Court Packing Could Turn Into a Nightmare for Joe Biden and the Democrats

Court Packing Could Turn Into a Nightmare for Joe Biden and the Democrats

Republicans will turn up the heat on Democrats over court-packing as the Amy Coney Barrett hearings begin next week.


Republicans continue to press Democratic nominee Joe Biden and running mate Sen. Kamala Harris (D-Calif.) in recent days over whether the pair would “pack” the court if conservative-leaning Amy Coney Barrett gets a seat on the bench, a question that the two have avoided to answer. If the Democrats were to proceed with court-packing, it would represent a momentous step that would erode another guardrail of American democracy and turn the court into a rubber stamp for the president rather than a separate branch of government. The last time it was attempted was in 1936, when Franklin Roosevelt suffered a humiliating defeat in Congress after he tried to add new members to the Supreme Court. Would Biden and the Democrats seek to go down the same road?

Biden faced the court-packing question at a campaign stop in Phoenix on Thursday, providing yet another bland response. “You will know my opinion on court-packing when the election is over,” Biden told reporters at Phoenix Sky Harbor International Airport. “The moment I answer that question, the headline in every one of your papers will be about that rather than focusing on what’s happening now. This election has begun. There’s never been a court appointment once the election has begun.”


Court-packing — a radical idea that broadens the highest court by adding more judges than what exists now — would tilt the Supreme Court to be more left-leaning if Biden is elected and Democrats rally enough federal level support to pass the law.
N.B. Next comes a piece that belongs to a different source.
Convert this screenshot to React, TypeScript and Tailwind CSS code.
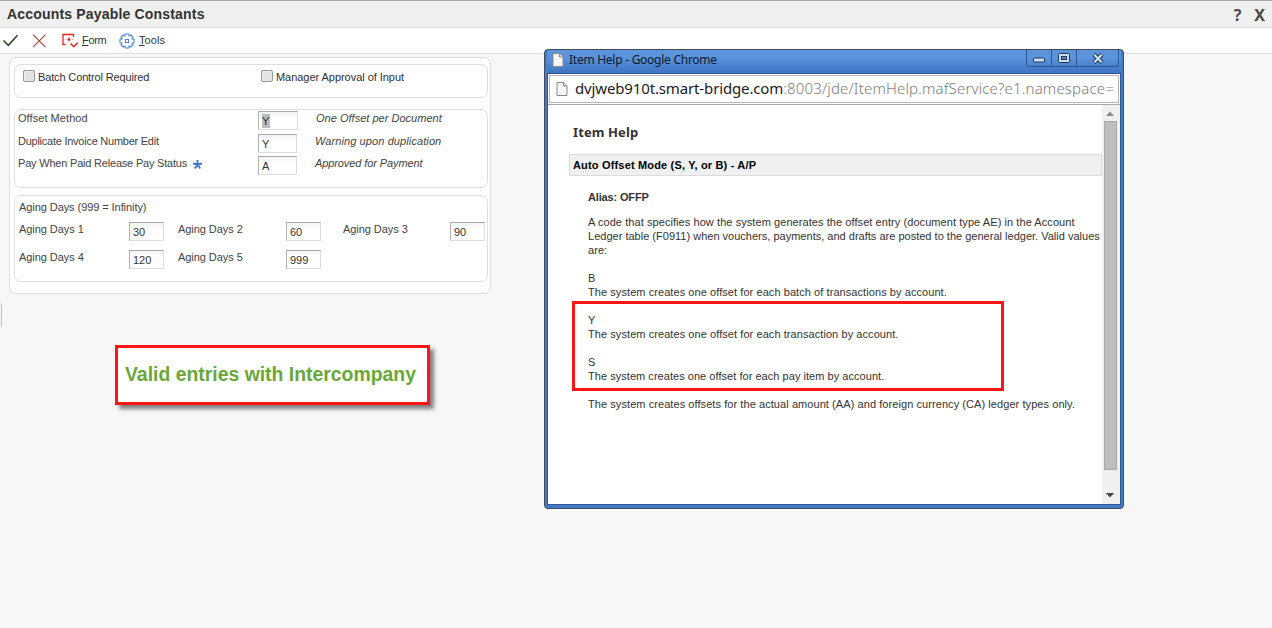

Although the constitution doesn’t state how many justices must sit over the court, Republicans argue that there have been nine justices on the Supreme Court for well over a century, so swelling the bench would radically interfere with the highest court’s practice and history.

“I think the reason they won’t answer it is because their answer is yes,” Sen. Ted Cruz (Texas) told the Daily Caller on Thursday, “and they know that’s incredibly impossible so they’re trying to hide just how radical their agenda is.” “They are ready to pack the court. If they win, if they take a majority, if we have Biden, Schumer and Pelosi in charge, I believe they will pack the court,” Cruz added.

At the vice-presidential debate Wednesday night, Vice President Mike Pence pressured Harris to provide a clear answer if the Democratic ticket plans to pack the court, accusing her of giving a “non-answer” when asked about the issue in the past. Harris refused. “The American people deserve a straight answer,” Pence said. "And if you haven’t figured it out yet, the straight answer is they are going to pack the Supreme Court if they somehow win this election.”

The issue of court-packing resurfaced after Justice Ruth Bader Ginsburg died in mid-September when Senate Majority Leader Mitch McConnell (R-Ky.) vowed to push for President Donald Trump’s Supreme Court nominee before Election Day. If the Republican-controlled Senate passes Barrett’s nomination, she would become the third Supreme Court justice appointed by Trump and potentially impose an ideological tilt that would put conservatives in power on the bench, 6 to 3.

Senate Minority Leader Chuck Schumer (D-N.Y.) told his colleagues that “everything Americans value is at stake” if Senate Republicans convene to fill Ginsburg’s seat, as the lifetime appointment would mend ideology on the highest court for generations. Schumer, who potentially faces a challenge from AOC in 2022, moved decisively to the left: “Let me be clear: If Leader McConnell and Senate Republicans move forward with this, then nothing is off the table for next year. Nothing is off the table.”

McConnell, the leader of the effort to swiftly fill the vacant seat, has been labeled as a hypocrite by Democrats because he blocked Merrick Garland, an appeals court judge, when former President Barack Obama nominated him to succeed Justice Antonin Scalia after he passed away in February 2016, arguing that the nomination should wait until after voters decide the 2016 election. The majority leader added that a vacant Supreme Court justice seat should not be filled during election season, a reversal from his initiative now.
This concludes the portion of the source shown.